Among the various steps we might consider—even as we also place demands on Pakistan:
- U.S. aid projects must be accelerated. Pakistan is wrong to be so unappreciative of the Kerry-Lugar aid bill passed a couple years ago. But we are not doing a good enough job helping Islamabad approve and implement projects that aid is designed to make possible.
- Consider a one-time lump-sum aid payment to Islamabad to help it with debt restructuring and relief, recognizing that the financial crisis—which we did more than any other state to cause—had huge repercussions for Pakistan. This offer would, of course, require Islamabad to do something big for us—like move against the Haqqanis or Afghan Taliban sanctuaries on their soil.
- Consider a free-trade accord with Pakistan, and bigger energy cooperation. These measures should again be contingent on the Pakistani efforts to rein in Afghan insurgents, plus some constraints on Pakistan’s nuclear buildup. This accord should also focus on expanding Pakistan’s trade relations with Afghanistan and India. We can help here as well, initiating a sort of “EZ pass” for technologies for the Afghan-Pakistan border, if the two countries want the help.
- We might also encourage Kabul to ask India to shut down its consulates in eastern Afghanistan as part of a peace process. These are innocuous, but Pakistan does not think so. This is a situation where Afghanistan can, at low cost, assuage some Pakistani concerns.

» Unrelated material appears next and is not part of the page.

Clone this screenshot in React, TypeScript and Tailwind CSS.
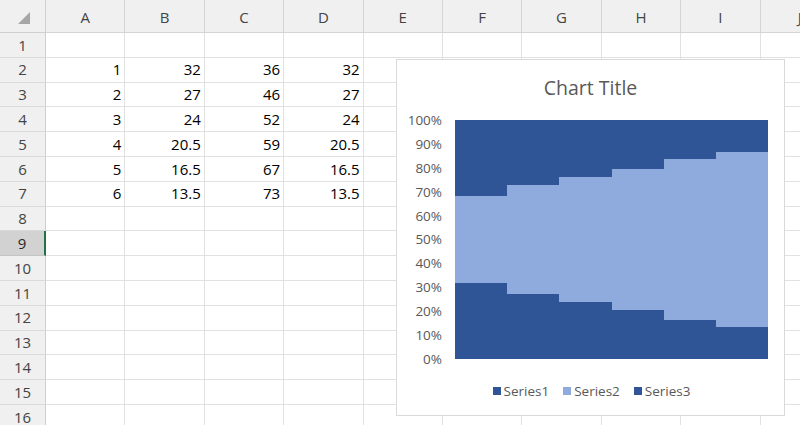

- We should reduce (though not eliminate) the drone strikes in Pakistan’s tribal areas. President Barack Obama was courageous and correct in deciding to go after bin Laden with a raid rather than bombs—partly to reduce the risk of civilian casualties—and we need to build on that smart move. We can also redress the problems we created by recent drone attacks that were less than surgical—with a reduction in the tempo of these strikes.
Today may be a strange time to call for more cooperation with Pakistan. But, as the old saying goes, when you have a problem you can’t solve, sometimes the best answer is to enlarge it. And when you are in a marriage you can’t get out of, the right approach is to try even harder to make it work.